Accueillir la nouveauté

    À l’opposé, Jésus et sa mère apparaissent respectivement comme l’époux célébré à l’occasion du festin messianique et le nouveau peuple choisi. Là où le judaïsme est devenu sec et stérile (les cuves vides), le Christ apporte du nouveau, en bien meilleur (le vin). Sa mère est l’image du disciple par excellence : elle fait entièrement confiance en son fils et va vers les autres (les serviteurs) pour les inciter à faire de même.
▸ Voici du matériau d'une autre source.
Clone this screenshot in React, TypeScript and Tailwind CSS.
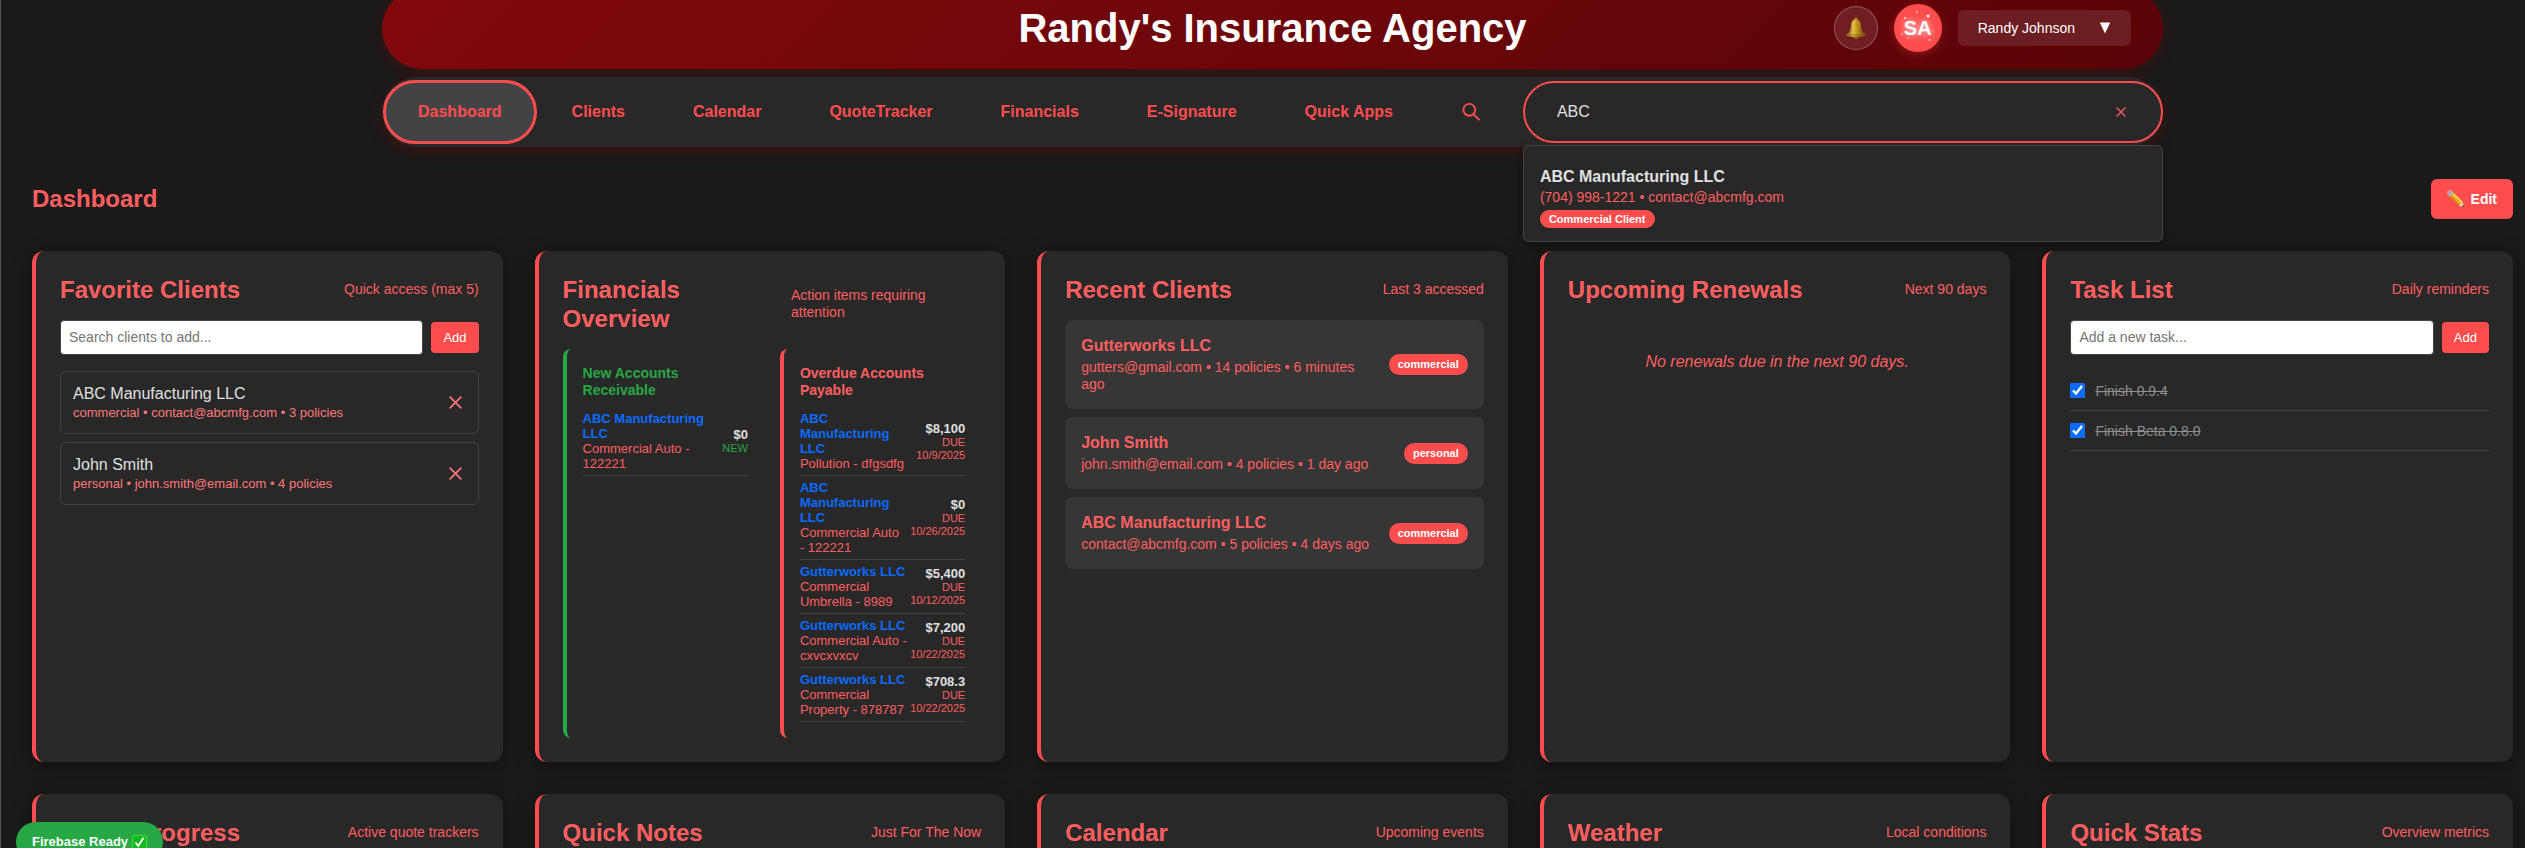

    Le message de ce récit va cependant plus loin que l’opposition entre le judaïsme, attaché à ses traditions, et le christianisme, ouvert à la nouveauté. Les figures du maître du repas et du marié illustrent ou même dénoncent la tendance à se réfugier dans ses coutumes et traditions. Croire au Christ suppose la faculté de se faire bousculer dans ses habitudes, d’accueillir la nouveauté et de se laisser transformer par elle. Les défis de ce type ne manquent pas en Église, tout particulièrement en ces temps que nous vivons de remodelage pastoral de divers ordres.